Oil on canvas by Reginald (Rex) John Whistler (1905-1944), 1940.
The artist depicted himself enjoying a drink on the balcony of a friend's house in York Terrace, overlooking Regent's Park, London, on 'the day his uniform came'. Aged 35 and too old for immediate conscription, Rex Whistler had volunteered for service upon the outbreak of war: he saw it as a duty that men of his age should fight, rather than 'young boys'. By this time Whistler had already established a considerable reputation as an artist, particularly of trompe l'oeil murals, stage designs and book illustrations.
Following the mechanisation of the Foot Guards as part of the Guards Armoured Division in 1941, Second Lieutenant Rex Whistler, 2nd Battalion Welsh Guards, found himself a troop commander, in charge of three tanks. During four years of intensive military training at Caterham, Wiltshire, Norfolk and on the Yorkshire moors, he continued to produce commercial work, and drew continuously for his friends.
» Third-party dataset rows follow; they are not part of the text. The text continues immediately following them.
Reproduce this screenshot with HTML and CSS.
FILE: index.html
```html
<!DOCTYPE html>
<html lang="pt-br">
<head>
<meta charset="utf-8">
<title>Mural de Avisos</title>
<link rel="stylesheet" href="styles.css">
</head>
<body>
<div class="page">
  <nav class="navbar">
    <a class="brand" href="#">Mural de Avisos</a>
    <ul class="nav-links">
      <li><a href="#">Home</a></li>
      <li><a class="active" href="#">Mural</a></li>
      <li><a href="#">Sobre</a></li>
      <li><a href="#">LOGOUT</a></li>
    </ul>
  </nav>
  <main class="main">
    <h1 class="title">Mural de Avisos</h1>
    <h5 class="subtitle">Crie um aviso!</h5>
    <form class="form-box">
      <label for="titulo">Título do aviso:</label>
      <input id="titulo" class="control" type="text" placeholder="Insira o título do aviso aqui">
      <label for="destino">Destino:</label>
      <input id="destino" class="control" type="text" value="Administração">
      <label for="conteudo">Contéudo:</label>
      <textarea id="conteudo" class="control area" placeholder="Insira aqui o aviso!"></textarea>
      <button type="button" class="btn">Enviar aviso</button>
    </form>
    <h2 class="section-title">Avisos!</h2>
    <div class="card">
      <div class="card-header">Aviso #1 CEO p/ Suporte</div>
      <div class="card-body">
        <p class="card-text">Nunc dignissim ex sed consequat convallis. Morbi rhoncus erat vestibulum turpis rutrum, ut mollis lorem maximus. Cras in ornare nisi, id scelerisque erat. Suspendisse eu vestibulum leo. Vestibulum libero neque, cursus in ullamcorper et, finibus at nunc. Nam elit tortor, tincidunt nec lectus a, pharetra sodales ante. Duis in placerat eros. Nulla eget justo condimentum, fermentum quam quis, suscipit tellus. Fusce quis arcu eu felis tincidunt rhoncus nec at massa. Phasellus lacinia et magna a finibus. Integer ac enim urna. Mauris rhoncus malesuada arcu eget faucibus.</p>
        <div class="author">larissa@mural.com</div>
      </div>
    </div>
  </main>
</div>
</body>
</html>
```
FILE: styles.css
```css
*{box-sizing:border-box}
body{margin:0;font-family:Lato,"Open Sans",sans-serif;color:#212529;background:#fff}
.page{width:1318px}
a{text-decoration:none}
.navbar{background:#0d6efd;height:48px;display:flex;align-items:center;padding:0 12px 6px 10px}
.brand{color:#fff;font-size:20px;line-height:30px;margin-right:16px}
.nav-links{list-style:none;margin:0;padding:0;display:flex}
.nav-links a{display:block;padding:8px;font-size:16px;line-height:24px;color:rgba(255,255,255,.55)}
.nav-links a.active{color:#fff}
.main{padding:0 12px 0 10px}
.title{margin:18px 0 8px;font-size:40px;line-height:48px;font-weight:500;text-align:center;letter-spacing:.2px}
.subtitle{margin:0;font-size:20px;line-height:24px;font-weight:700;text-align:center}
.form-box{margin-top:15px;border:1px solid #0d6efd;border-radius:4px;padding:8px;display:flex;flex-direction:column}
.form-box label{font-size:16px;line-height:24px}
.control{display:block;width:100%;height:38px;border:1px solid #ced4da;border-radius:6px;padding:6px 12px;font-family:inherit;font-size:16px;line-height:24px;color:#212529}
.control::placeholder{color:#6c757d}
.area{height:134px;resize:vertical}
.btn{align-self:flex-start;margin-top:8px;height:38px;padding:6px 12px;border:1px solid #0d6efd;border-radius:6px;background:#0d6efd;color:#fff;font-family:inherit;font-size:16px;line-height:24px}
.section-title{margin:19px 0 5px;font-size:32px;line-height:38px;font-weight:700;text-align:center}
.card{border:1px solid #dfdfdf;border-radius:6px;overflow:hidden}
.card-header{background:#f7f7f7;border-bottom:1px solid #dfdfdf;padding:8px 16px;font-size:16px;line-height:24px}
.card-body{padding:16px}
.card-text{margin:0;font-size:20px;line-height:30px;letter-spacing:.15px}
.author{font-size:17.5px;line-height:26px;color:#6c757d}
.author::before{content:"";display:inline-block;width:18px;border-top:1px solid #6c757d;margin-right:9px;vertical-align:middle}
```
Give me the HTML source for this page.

But in late June 1944, his regiment crossed the Channel with the division, equipped with Cromwell tanks.
Tragically, the artist was killed on his first day in action, 18 July 1944, during Operation GOODWOOD near Caen in Normandy. Concerned for his men who were trapped in a tank, he had left the safety of his own tank to help, but was blown up by blast from a German mortar. He is buried in the small military cemetery at Banneville-la-Campagne.